Look at the figures up above about sex. Do you notice anything? Each and every one of them asks the person basically “What do you want out of sex?” Now I do realize that we can not read another person’s mind and they are responsible for communicating what they want in a respectful request–not a demand. I do realize that. But we look at sex–before marriage and in the marriage
setting–exactly bass ackwards. Here in the USA and in the world at large, sex is looked at as “What can I get out of it?” You get affection. You get romance. You get attention. You get your orgasm. You get horny and your sexual need is met. You have a place for your lust to be satisfied. You get off. You get pleasurable physical feelings. You get…You Get…YOU GET!!

Sex is not meant to be about you!

Okay–let me dial it back a moment. It is the gift of God that when a man and a woman commit to each other for a lifetime, that they lovingly serve each other and meet each other’s needs. In
that covenant He created us such that sex is supposed to be pleasurable. So in that sense, in a marriage, the fact is that you and your spouse will have a sex life and it is intended to be very
pleasurable! BUT we have turned sex from a gift we receive because we commit to another person…into a physical sensation that we pursue selfishly!

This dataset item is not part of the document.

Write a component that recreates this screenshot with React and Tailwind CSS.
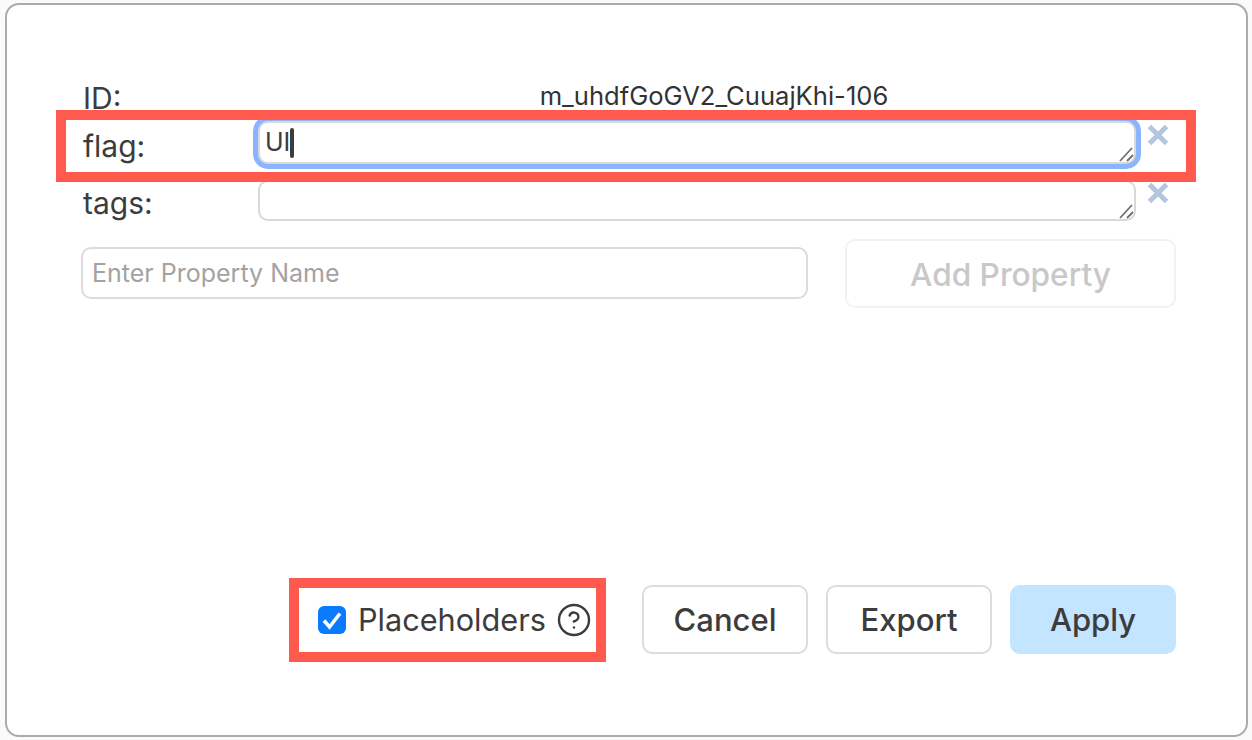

Therein lies the rub. Even people who call themselves “christians” will act like they are very special indeed, when they haven’t had sex in X number of months after their non-christian spouse divorced them or if they stay virgins until marriage. Much like fidelity, though, rather than focusing on what sex IS and how it’s supposed to be used, they ask “How far can I go before it’s sex? Can we masturbate but not penetrate?”

So let me put this into perspective for you. Sex is focused on YOUR SPOUSE. Sex is meeting their need. Sex is what you give to someone who has made a covenant with you for a lifetime and is acting on that commitment. Sex means studying THEM, and paying attention to what pleases THEM, and concentrating on THEM, and examining THEM and their beliefs and fantasies about sex. Sex is serving your spouse. Sex is helping your spouse resist temptation. The focus of sex is not on you, your horniness or your pleasure. In other words, don’t think of sex as a “right” — think of it as a “responsibility.” Sex is a type/mirror/picture/symbol of the union Christ has with the Church…His Bride.

Now let’s look at a few bible verses about sex:

1 Corinthians 7:3-5.
The husband should fulfill his marital duty to his wife, and likewise the wife to her husband. 4 The wife does not have authority over her own body but yields it to her husband. In the same way, the husband does not have authority over his own body but yields it to his wife.
Do not deprive each other except perhaps by mutual consent and for a time, so that you may devote yourselves to prayer. Then come together again so that Satan will not tempt you because of your lack of self-control.

Proverbs 5:15-19
Drink water from your own well—share your love only with your wife. Why spill the water of your springs in public, having sex with just anyone? You should reserve it for yourselves. Don’t share it with strangers.
Let your wife be a fountain of blessing for you. Rejoice in the wife of your youth. She is a loving doe, a graceful deer. Let her breasts satisfy you always. May you always be captivated by her love.

Hebrews 13:4
Marriage should be honored by all, and the marriage bed kept pure, for God will judge the adulterer and all the sexually immoral

I Corinthians 6:18-20
Flee from sexual immorality. All other sins a man commits are outside his body, but he who sins sexually sins against his own body.
Do you not know that your body is a temple of the Holy Spirit, who is in you, whom you have received from God? You are not your own;
You were bought at a price. Therefore honor God with your body.

Fidelity isn’t about asking “How Far Can I Go?” and sex in marriage is not about asking “What Can I Get Out of This?”